O juiz considerou meu pedido, e mandou citar o proprietário da fazenda, anulando o leilão judicial.
Na verdade, bastaria ele pedir a intimação do proprietário.
Mas o juiz determinou a sua citação.
Em que pese a decisão dizer que bastaria apenas a intimação do devedor hipotecante, sendo desnecessária a citação, o Juiz entendeu que o interveniente anuente deveria ter sido citado.
Assim, ele determinou a expedição do mandado de citação do proprietário do imóvel e anulou o leilão.
A reação do cliente me fez ganhar o dia

Nesse momento é que a gente acredita que nasceu para advogar.
A reação do João, quando dei a notícia, é o tipo de coisa que faz a gente querer acordar todo manhã para ir trabalhar.
Na prática, a dívida continuava, bem como a fazenda ainda era a garantia dessa dívida.
Contudo, o processo, que já tramitava há um bom tempo, retornaria a um estado bem anterior, até que a citação do proprietário da fazenda fosse realizada.
Até que essa citação fosse feita, o proprietário apresentasse a sua defesa e o juiz proferisse uma nova decisão, muita água ainda ia correr.
Isso levou João a ganhar tempo para adquirir novos aportes financeiros.
Acabei ajudando-o a fazer um bom acordo com o banco.
Para a realização de leilão judicial, o Código de Processo Civil exige uma série de requisitos que precisam ser respeitados.
Os requisitos não são mera formalidade ou burocracia desnecessária, pois estamos falando aqui de alguém que pode perder um imóvel.
Pode ser um bem caro à família ou resultado do trabalho de toda uma vida.
Leilão judicial é uma medida extrema: é preciso sempre ter cautela!

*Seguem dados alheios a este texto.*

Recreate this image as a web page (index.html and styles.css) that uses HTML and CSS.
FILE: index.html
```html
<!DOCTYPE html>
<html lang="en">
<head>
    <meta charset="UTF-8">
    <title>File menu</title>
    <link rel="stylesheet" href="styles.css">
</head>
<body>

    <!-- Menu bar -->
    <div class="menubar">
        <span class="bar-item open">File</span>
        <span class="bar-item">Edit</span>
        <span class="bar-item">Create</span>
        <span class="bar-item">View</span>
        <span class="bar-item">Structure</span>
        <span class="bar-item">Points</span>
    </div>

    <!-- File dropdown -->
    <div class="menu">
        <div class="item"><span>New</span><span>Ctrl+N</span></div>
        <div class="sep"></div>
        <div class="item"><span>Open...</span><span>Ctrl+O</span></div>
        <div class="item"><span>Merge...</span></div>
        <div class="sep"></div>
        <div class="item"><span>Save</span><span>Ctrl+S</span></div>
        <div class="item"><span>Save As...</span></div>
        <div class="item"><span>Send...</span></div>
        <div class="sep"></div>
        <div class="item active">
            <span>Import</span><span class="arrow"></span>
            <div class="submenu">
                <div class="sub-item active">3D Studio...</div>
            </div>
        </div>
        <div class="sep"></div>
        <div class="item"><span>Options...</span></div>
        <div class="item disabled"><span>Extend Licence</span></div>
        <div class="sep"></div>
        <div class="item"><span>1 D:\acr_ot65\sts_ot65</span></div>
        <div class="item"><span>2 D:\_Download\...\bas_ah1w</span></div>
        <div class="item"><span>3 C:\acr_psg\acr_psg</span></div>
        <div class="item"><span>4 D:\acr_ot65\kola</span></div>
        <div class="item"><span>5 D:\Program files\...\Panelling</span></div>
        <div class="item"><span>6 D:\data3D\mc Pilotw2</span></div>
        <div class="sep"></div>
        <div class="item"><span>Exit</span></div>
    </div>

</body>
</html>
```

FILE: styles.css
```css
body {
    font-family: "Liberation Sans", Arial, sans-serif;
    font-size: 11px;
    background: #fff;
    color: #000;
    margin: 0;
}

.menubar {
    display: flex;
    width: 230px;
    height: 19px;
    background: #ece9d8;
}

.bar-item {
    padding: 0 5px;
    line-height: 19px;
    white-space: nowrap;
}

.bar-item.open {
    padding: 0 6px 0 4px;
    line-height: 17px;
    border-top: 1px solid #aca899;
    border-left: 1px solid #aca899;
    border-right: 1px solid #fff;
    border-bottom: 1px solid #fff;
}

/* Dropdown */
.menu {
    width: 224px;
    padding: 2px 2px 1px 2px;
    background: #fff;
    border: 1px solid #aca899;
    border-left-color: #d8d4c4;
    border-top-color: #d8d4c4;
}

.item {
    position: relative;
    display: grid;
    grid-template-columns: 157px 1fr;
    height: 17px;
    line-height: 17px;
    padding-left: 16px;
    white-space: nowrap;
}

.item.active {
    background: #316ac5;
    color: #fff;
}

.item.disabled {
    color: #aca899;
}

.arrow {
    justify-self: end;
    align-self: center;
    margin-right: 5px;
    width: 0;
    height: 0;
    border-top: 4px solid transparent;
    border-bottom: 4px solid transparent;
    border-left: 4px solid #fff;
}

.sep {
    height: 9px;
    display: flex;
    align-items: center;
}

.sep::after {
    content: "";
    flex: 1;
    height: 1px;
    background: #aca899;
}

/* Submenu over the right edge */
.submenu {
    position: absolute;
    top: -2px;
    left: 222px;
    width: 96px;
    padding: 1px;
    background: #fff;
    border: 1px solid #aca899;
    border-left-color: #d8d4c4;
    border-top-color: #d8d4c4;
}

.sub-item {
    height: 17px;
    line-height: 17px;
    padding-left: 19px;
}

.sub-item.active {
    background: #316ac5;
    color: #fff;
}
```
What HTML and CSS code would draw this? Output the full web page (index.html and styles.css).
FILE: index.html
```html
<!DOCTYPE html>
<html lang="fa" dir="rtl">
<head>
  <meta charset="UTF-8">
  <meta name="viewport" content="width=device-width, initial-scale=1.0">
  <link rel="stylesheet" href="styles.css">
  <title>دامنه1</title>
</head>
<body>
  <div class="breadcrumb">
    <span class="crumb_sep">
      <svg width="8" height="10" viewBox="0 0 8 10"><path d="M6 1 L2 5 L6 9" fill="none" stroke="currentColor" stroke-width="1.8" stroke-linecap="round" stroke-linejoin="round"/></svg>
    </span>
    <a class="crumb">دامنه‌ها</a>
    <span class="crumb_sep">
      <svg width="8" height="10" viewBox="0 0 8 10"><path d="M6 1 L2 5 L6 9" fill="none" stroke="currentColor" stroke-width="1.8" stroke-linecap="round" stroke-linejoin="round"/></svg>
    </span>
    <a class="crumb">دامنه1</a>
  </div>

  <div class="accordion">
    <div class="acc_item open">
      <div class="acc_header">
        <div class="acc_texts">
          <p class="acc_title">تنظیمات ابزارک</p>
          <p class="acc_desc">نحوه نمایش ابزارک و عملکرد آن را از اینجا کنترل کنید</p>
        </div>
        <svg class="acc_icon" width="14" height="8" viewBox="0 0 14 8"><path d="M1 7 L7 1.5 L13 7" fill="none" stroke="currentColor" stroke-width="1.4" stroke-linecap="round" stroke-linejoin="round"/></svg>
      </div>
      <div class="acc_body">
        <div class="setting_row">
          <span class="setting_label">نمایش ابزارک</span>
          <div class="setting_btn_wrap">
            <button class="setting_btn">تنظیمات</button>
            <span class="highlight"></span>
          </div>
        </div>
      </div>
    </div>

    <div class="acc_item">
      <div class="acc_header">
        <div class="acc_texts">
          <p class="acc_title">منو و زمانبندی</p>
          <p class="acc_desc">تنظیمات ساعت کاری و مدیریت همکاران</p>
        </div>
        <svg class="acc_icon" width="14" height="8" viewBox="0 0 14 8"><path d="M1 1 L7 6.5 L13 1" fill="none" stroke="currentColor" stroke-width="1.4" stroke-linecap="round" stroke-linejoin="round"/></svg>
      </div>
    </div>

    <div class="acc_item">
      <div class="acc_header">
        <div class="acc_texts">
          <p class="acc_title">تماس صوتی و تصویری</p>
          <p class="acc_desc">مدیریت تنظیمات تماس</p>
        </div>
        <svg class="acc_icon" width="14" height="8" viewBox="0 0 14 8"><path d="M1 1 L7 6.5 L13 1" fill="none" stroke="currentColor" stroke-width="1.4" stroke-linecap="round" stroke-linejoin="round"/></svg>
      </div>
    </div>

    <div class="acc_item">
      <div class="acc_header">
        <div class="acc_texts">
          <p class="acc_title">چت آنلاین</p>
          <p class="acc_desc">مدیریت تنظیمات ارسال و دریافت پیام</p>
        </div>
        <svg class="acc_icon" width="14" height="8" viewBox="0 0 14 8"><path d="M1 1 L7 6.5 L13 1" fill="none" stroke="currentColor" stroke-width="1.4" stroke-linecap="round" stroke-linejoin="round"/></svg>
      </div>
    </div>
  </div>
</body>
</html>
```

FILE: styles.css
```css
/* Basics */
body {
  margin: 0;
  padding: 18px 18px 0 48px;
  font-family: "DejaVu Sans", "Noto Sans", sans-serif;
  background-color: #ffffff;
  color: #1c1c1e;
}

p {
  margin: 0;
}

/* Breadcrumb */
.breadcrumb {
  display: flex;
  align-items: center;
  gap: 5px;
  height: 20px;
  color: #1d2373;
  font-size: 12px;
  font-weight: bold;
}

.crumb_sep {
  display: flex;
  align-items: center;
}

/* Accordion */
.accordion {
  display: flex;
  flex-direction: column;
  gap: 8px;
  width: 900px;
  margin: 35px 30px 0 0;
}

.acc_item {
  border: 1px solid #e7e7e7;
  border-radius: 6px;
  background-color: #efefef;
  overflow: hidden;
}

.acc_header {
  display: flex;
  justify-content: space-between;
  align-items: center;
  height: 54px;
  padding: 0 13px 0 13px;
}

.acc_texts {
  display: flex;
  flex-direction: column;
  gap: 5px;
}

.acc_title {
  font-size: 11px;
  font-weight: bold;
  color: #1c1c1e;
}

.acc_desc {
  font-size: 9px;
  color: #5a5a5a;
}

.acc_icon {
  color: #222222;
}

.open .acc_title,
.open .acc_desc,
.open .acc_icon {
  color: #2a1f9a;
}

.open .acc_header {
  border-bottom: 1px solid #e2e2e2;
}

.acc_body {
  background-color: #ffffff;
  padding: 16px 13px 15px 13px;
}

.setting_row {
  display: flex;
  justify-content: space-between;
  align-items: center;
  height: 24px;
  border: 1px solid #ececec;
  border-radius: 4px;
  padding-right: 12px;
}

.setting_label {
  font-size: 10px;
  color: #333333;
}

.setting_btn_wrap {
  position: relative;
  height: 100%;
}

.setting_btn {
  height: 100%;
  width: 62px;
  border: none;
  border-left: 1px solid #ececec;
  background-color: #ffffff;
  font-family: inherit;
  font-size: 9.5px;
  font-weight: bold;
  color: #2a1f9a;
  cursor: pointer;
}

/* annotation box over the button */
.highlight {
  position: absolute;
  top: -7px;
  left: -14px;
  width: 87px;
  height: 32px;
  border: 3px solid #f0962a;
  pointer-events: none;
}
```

Para quem vê de longe, não consegue perceber a seriedade que está por trás do leilão judicial.
Lembro de conversar com um juiz, que me confidenciou que toda vez que decidia por um leilão judicial, a favor do banco, doía-lhe o coração.
O ato de leiloar é um ato muito sério e, justamente por isso, precisa seguir diversos procedimentos.
Caso algum desses procedimentos não seja observado, há a chance de que o leilão seja anulado.
Por isso a importância de um atenção aos detalhes, pois são eles que podem proteger o seu patrimônio e evitar o pior.